The reason why I don’t participate in the #mencallmethings campaign that collects nasty names that male readers call female bloggers is that I don’t think this is a gender issue. I’ve been called names, insulted, stalked, harassed, and bullied by readers who are both male and female. I’m a feminist blogger but I honestly can’t say I see any special viciousness that male readers address to female readers. The anonymous commenting format of online communications brings a lot of nastiness out in people. There is no gender difference in how vile, threatening, and annoying online commenters can become.
Of course, when you cull out of discussions comments that men address to women, you end up with a very scary picture. But when you add nasty comments that women aim at women, women aim at men and men aim at other men, you immediately realize that this is not a gender issue.

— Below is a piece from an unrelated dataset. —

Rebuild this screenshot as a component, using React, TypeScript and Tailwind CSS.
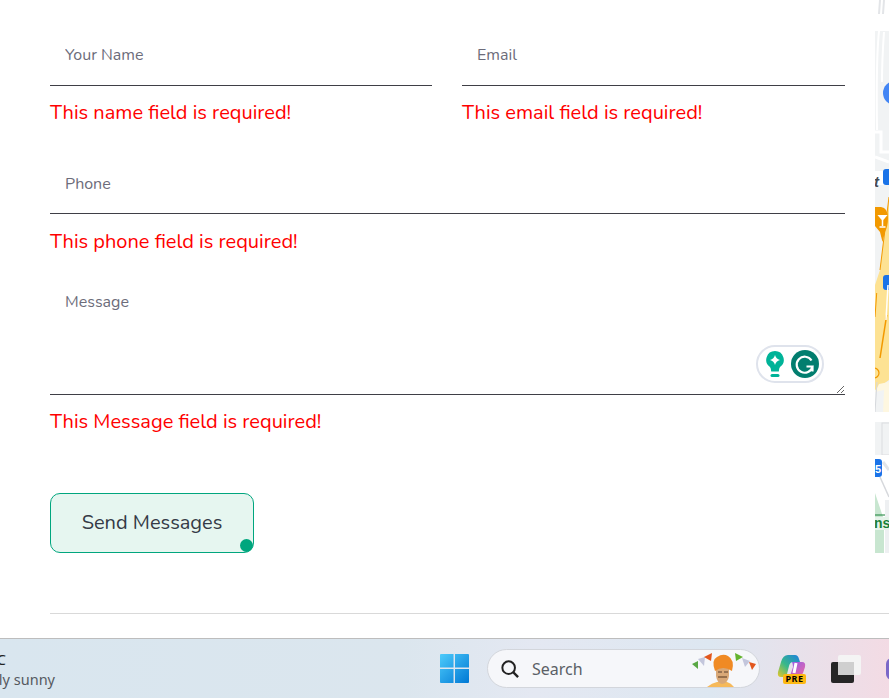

Here is another example of what is essentially a non-gender issue that has been transformed into a feminist cause. One of the commonplaces of feminist discussions (if people need links, I can look for them but this has been discussed so often that I feel there is no need to make a separate search) is that women are socialized to please men. As a result, even in professional settings, women rarely dare to contradict men and formulate their objections in the form of questions. Often, they leave their sentences unfinished or use interrogatory intonations to avoid displeasing their male peers. This was even discussed at length in gender studies classes I took in college.
I was present at an intellectual discussion among fellow academics recently and I decided to observe people carefully to see if this was true. I’m not very observant by nature and usually just listen to myself speak during discussions, so here I decided to make a special effort to see if the theory about women trying to please men was true. Almost immediately, I noticed that it was. Female scholars of impeccable academic and intellectual credentials did, indeed, seem very eager to please even those of their male peers who didn’t have nearly the same kind of renown as they did. The star of the gathering, a female scholar who was light years ahead of all of us in terms of publications and scholarly recognition, addressed every response she made to male academics, even those who were beginning graduate students, in the form of questions. The men would sometimes say something completely silly, but she would invariably respond, “That’s very interesting. But don’t you think that. . .?” In her communications with female scholars, she was a lot more blunt and never used the question format.
“Hah!” I thought. “I guess all the theory I read on the subject was right. Women (of course, women from cultures other than mine because we have a very different history of gender relations) do try to please men to their own detriment.”
I was planning to write a post about that but never had the time to do so. And then I attended another gathering of academics. Once again, I decided to remain observant and see whether women were especially eager to please men and to avoid antagonizing them by being too argumentative.
The intellectual discussion in question consisted of two very strong, argumentative and aggressive women (yours truly being one of them) and six male academics. I immediately noticed that these male academics (several of them in a much higher standing than the women in question) were very eager to please the women. They worded their objections in the form of questions, allowed their sentences to trail off, and were inordinately pleased when women offered any kind of agreement with their ideas.
And then I had a valuable insight. Some people are more interested in pleasing others, I realized. There are also many people, however, who are not familiar with the concept of pleasing anybody. This is not a gender issue. This is an issue of personal psychology.
There are really crucial issues feminism still has to address. However, by transforming things that have nothing to do with gender into feminist causes, we dilute the power of feminist activism and serve no useful purpose.